I've been fascinated for a while by how Bitcoin is programmable money, and at the many protocol-enforced possibilities such as those on the Bitcoin wiki's
Contracts page, but I've been disappointed how even years later most of those special transactions are still very theoretical not used much besides by a few tinkerers here and there. Even if you were in a situation where one of those types of contacts could be useful, you would have to spend most of your time explaining it to the other would-be parties and trying to convince them that you're not just trying to trick them somehow. It's a shame because a lot of those systems done right drastically reduce the possible risks by allowing the Bitcoin protocol to enforce rules. We need better tools and/or tutorials for this stuff.
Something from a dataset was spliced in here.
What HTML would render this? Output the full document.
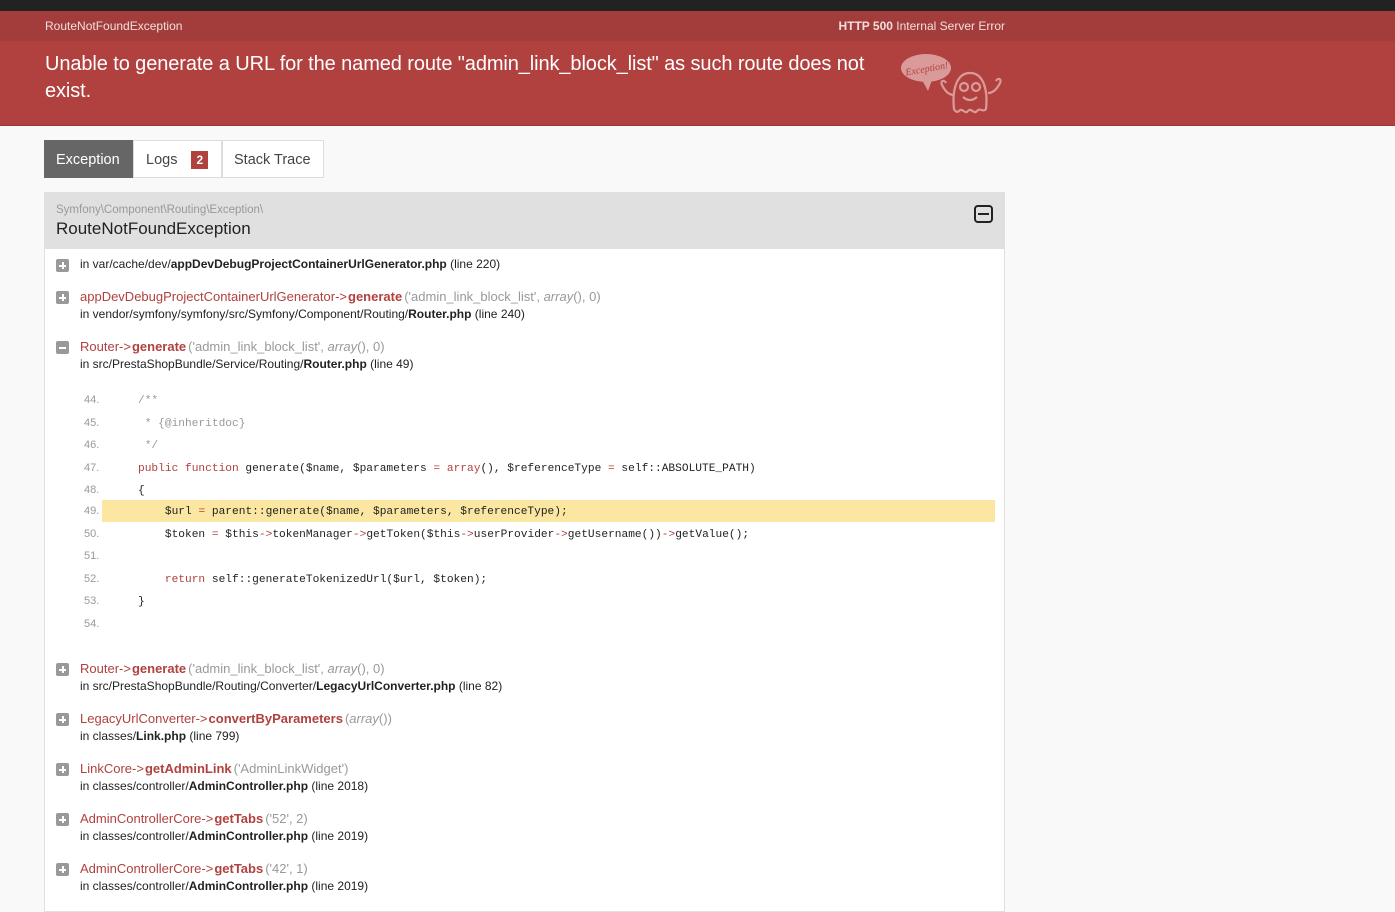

I've recently been working on the Multisig Escrow Manager, a web application for managing Escrow transactions that will provide a communications platform for Bitcoin Escrow transactions, not too unlike other sites that I'm sure exist, but with the twist that you never have to fully trust any money to the site or the arbitrator. Instead, participants in an Escrow transaction give their addresses, the site generates a 2-of-3 multisig address (with a description showing how it can be verified) that the buyer sends his funds to, the site provides a simple communications platform for them to discuss the progress of the transaction and raise disputes in a way they can each see, and instructs them on how they can resolve the Escrow transaction by signing transactions for the funds in the multisig address. Any partially-signed transactions are displayed on the Escrow transaction page so other participants can easily find them and finish signing them. A failsafe transaction sending the funds from the multisig address to the seller with a lock_time set to a pre-agreed time is also generated, so if no disputes are raised during the time and/or several of the participants stop participating, the transaction can still automatically complete.
We've seen a lot of Bitcoin sites shut down with their users' bitcoins; a different type of site where that's not possible is surely valuable.
The
Multisig Escrow Manager is live, though currently very much still under development. Most of the actual bitcoin/multisig stuff is incomplete right now. The system for organizing Escrow transactions and inviting other people to participate them is working. Feel free to test it out! (You can even act as multiple roles within the same Escrow transaction to test it out.) All of the
source code is released on github under a permissive MIT license for anyone to use. It's not even too hard to install and run locally on your own machine (though some of the dependencies might not currently play nicely under Windows; I'll look into that sometime). Feedback is appreciated.